Fu così che in particolare il 1988 risultò un anno decisivo per la Adelphi: grazie a un determinante contributo cattolico e della Democrazia cristiana, che finiva per cancellare in pratica quella cultura di sinistra – Einaudi e i comunisti – che le erano stati nemici. Il 2 settembre il cattolico Ermanno Olmi lanciò alla Biennale di Venezia La leggenda del santo bevitore di Joseph Roth, ristampa appena uscita nella casa editrice milanese. E fu un enorme successo per il film e per il libro. E a dicembre la presidenza del Consiglio – capo del governo era De Mita, suo vice il socialista De Michelis, presidente della Repubblica Cossiga – forniva un inedito e mirabolante Premio della cultura alla casa editrice. Era il successo pieno, rinforzato subito dall’inattesa esplosione sul mercato – e ora molto meglio comprensibile – del libro di Calasso, Le nozze di Cadmo e Armonia. Cambiò letteralmente il ruolo della casa editrice, che divenne un punto di riferimento pubblico, riuscendo a cancellare o a mettere in un angolo le case editrici di sinistra. Era il frutto di una produzione di libri che con gli anni si era evoluta nel prodotto e modificata culturalmente; ma era senza dubbio anche il risultato di un’evoluzione politica – e Ferrando lo sottolinea – di una sinistra di vario genere, che così finiva per andare in malora.
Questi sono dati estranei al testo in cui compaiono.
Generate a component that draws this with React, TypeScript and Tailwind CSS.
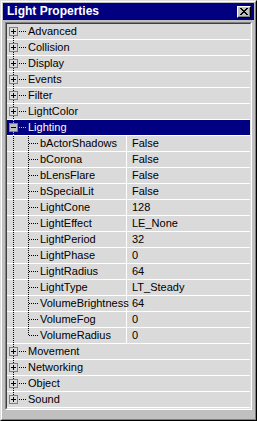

Delle vicende successive infine, colpisce un episodio soprattutto: il durissimo scontro che ci fu tra Foà e Calasso a proposito della pubblicazione, imposta da quest’ultimo proprio nel 1994, dello storico libro dell’antisemita Léon Bloy, Dagli ebrei la salvezza (vedi alle pp. 302-315). Sono le pagine che hanno il supporto dei documenti forniti dagli eredi di Foà e dimostrano come la pubblicazione, voluta a tutti di costi da Calasso, condusse il proprietario ebreo a escludersi dalla casa editrice. Sono pagine molto dure, che bisogna tornare a leggere con attenzione se si vuole capire molto meglio che cosa è stata in seguito (e forse finora?) la Adelphi.